▶ [EXERCISE]
Copy out all the lines exactly. Omit pictures.

-*-*-

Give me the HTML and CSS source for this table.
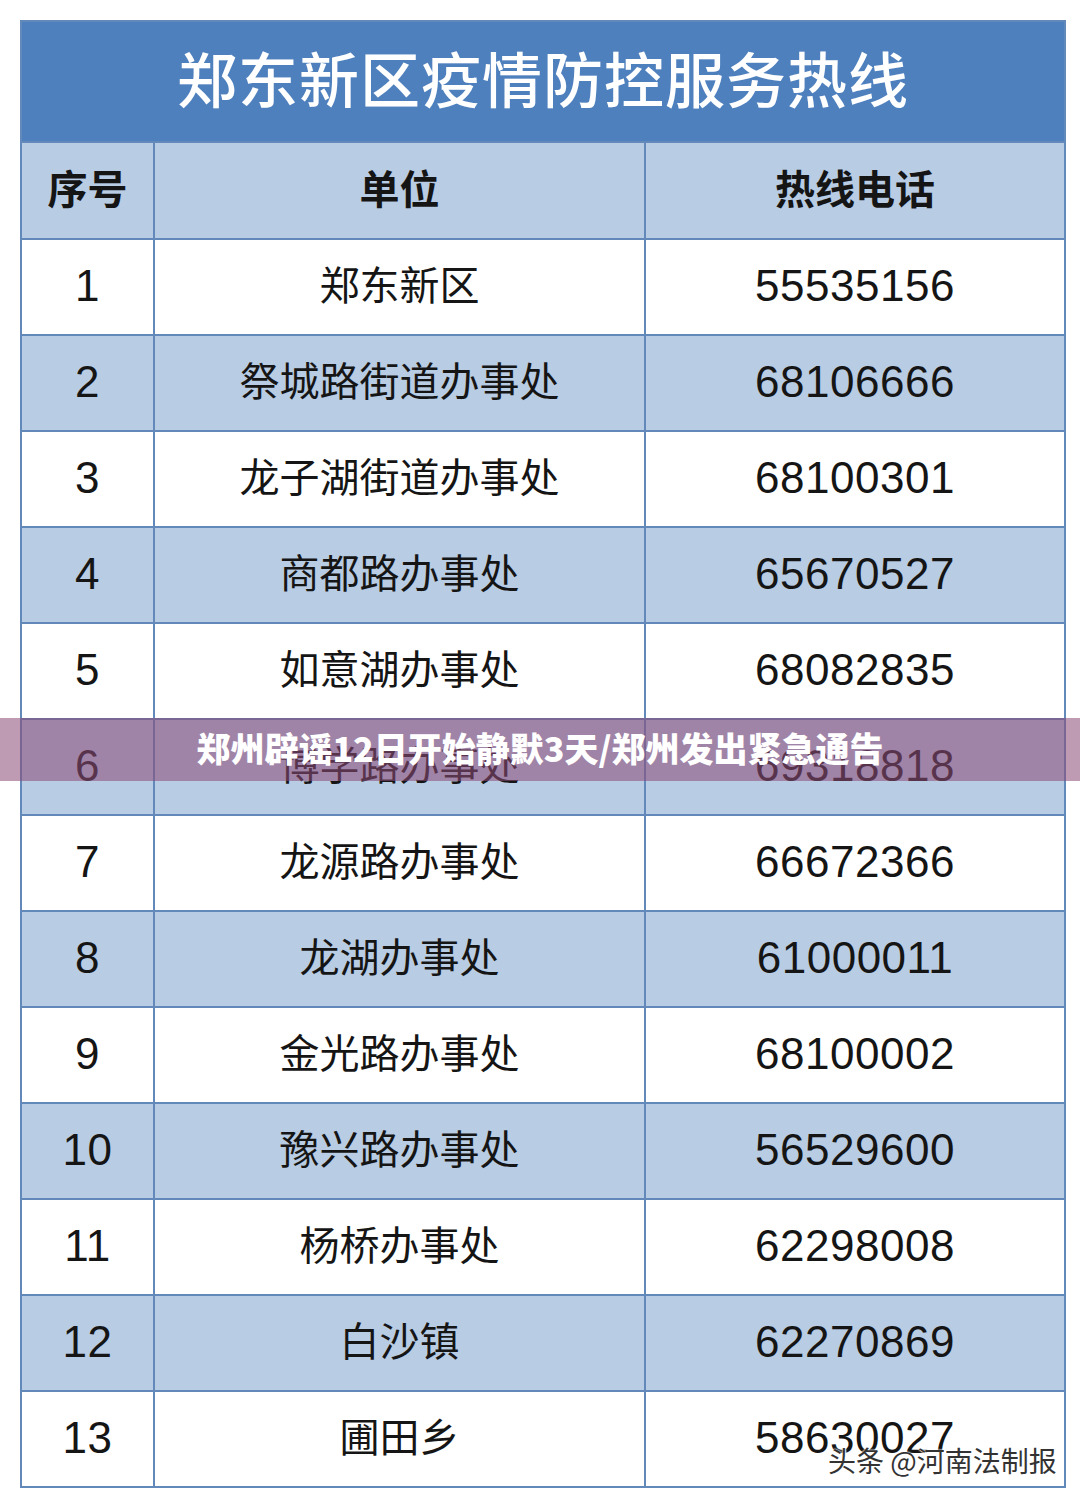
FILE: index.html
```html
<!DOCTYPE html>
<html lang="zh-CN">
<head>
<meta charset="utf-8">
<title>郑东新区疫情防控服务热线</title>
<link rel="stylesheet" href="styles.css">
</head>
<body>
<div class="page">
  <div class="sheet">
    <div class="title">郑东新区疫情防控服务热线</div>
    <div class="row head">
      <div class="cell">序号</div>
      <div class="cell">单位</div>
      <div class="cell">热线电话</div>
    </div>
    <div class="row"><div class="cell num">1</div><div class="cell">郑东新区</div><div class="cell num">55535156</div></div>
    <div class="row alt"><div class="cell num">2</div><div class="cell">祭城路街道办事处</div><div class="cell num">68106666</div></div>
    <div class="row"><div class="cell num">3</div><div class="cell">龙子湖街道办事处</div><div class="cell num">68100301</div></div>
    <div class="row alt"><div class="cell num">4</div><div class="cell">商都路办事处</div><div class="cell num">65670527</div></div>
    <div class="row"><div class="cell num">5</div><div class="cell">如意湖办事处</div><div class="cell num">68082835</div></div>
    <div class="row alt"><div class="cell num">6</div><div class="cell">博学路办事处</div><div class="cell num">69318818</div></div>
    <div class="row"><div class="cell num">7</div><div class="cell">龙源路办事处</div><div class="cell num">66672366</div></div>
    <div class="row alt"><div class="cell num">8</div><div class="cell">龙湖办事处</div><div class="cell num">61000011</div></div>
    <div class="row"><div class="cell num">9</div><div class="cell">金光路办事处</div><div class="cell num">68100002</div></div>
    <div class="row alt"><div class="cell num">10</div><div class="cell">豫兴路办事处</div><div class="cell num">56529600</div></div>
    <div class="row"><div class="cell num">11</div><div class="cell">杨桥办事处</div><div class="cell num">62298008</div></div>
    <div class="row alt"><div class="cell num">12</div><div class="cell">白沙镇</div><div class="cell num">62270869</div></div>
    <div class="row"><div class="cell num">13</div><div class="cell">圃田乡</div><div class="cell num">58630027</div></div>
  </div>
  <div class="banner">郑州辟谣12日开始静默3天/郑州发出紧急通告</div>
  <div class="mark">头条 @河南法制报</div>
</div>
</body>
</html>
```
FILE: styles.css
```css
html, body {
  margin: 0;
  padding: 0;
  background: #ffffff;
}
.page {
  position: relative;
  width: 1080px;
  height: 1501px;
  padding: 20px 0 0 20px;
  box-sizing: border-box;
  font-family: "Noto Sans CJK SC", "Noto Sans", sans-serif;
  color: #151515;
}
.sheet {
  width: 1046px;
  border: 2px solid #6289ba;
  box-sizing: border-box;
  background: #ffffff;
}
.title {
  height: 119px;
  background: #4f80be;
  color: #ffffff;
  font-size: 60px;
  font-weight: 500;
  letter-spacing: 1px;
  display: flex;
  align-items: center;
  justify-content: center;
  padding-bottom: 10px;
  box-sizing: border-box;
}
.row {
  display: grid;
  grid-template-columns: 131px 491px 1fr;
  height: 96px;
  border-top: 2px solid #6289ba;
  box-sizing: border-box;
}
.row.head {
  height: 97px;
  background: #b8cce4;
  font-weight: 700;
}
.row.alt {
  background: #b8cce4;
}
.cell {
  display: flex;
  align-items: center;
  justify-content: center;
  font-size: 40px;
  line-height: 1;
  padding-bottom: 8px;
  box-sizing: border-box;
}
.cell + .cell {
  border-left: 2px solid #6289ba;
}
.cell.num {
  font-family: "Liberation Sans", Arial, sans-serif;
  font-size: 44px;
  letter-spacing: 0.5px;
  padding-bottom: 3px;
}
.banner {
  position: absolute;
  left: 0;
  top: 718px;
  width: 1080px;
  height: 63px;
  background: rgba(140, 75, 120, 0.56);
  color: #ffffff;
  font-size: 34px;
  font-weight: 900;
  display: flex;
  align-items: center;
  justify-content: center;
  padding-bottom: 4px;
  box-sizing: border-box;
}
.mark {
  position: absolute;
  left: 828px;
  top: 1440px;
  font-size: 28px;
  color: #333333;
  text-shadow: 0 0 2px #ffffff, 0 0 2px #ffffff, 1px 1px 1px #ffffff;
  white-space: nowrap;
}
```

-*-*-

▶ [RESULT FOR THIS TASK]
Give me the HTML and CSS source for this table.
FILE: index.html
```html
<!DOCTYPE html>
<html lang="zh-CN">
<head>
<meta charset="utf-8">
<title>郑东新区疫情防控服务热线</title>
<link rel="stylesheet" href="styles.css">
</head>
<body>
<div class="page">
  <div class="sheet">
    <div class="title">郑东新区疫情防控服务热线</div>
    <div class="row head">
      <div class="cell">序号</div>
      <div class="cell">单位</div>
      <div class="cell">热线电话</div>
    </div>
    <div class="row"><div class="cell num">1</div><div class="cell">郑东新区</div><div class="cell num">55535156</div></div>
    <div class="row alt"><div class="cell num">2</div><div class="cell">祭城路街道办事处</div><div class="cell num">68106666</div></div>
    <div class="row"><div class="cell num">3</div><div class="cell">龙子湖街道办事处</div><div class="cell num">68100301</div></div>
    <div class="row alt"><div class="cell num">4</div><div class="cell">商都路办事处</div><div class="cell num">65670527</div></div>
    <div class="row"><div class="cell num">5</div><div class="cell">如意湖办事处</div><div class="cell num">68082835</div></div>
    <div class="row alt"><div class="cell num">6</div><div class="cell">博学路办事处</div><div class="cell num">69318818</div></div>
    <div class="row"><div class="cell num">7</div><div class="cell">龙源路办事处</div><div class="cell num">66672366</div></div>
    <div class="row alt"><div class="cell num">8</div><div class="cell">龙湖办事处</div><div class="cell num">61000011</div></div>
    <div class="row"><div class="cell num">9</div><div class="cell">金光路办事处</div><div class="cell num">68100002</div></div>
    <div class="row alt"><div class="cell num">10</div><div class="cell">豫兴路办事处</div><div class="cell num">56529600</div></div>
    <div class="row"><div class="cell num">11</div><div class="cell">杨桥办事处</div><div class="cell num">62298008</div></div>
    <div class="row alt"><div class="cell num">12</div><div class="cell">白沙镇</div><div class="cell num">62270869</div></div>
    <div class="row"><div class="cell num">13</div><div class="cell">圃田乡</div><div class="cell num">58630027</div></div>
  </div>
  <div class="banner">郑州辟谣12日开始静默3天/郑州发出紧急通告</div>
  <div class="mark">头条 @河南法制报</div>
</div>
</body>
</html>
```
FILE: styles.css
```css
html, body {
  margin: 0;
  padding: 0;
  background: #ffffff;
}
.page {
  position: relative;
  width: 1080px;
  height: 1501px;
  padding: 20px 0 0 20px;
  box-sizing: border-box;
  font-family: "Noto Sans CJK SC", "Noto Sans", sans-serif;
  color: #151515;
}
.sheet {
  width: 1046px;
  border: 2px solid #6289ba;
  box-sizing: border-box;
  background: #ffffff;
}
.title {
  height: 119px;
  background: #4f80be;
  color: #ffffff;
  font-size: 60px;
  font-weight: 500;
  letter-spacing: 1px;
  display: flex;
  align-items: center;
  justify-content: center;
  padding-bottom: 10px;
  box-sizing: border-box;
}
.row {
  display: grid;
  grid-template-columns: 131px 491px 1fr;
  height: 96px;
  border-top: 2px solid #6289ba;
  box-sizing: border-box;
}
.row.head {
  height: 97px;
  background: #b8cce4;
  font-weight: 700;
}
.row.alt {
  background: #b8cce4;
}
.cell {
  display: flex;
  align-items: center;
  justify-content: center;
  font-size: 40px;
  line-height: 1;
  padding-bottom: 8px;
  box-sizing: border-box;
}
.cell + .cell {
  border-left: 2px solid #6289ba;
}
.cell.num {
  font-family: "Liberation Sans", Arial, sans-serif;
  font-size: 44px;
  letter-spacing: 0.5px;
  padding-bottom: 3px;
}
.banner {
  position: absolute;
  left: 0;
  top: 718px;
  width: 1080px;
  height: 63px;
  background: rgba(140, 75, 120, 0.56);
  color: #ffffff;
  font-size: 34px;
  font-weight: 900;
  display: flex;
  align-items: center;
  justify-content: center;
  padding-bottom: 4px;
  box-sizing: border-box;
}
.mark {
  position: absolute;
  left: 828px;
  top: 1440px;
  font-size: 28px;
  color: #333333;
  text-shadow: 0 0 2px #ffffff, 0 0 2px #ffffff, 1px 1px 1px #ffffff;
  white-space: nowrap;
}
```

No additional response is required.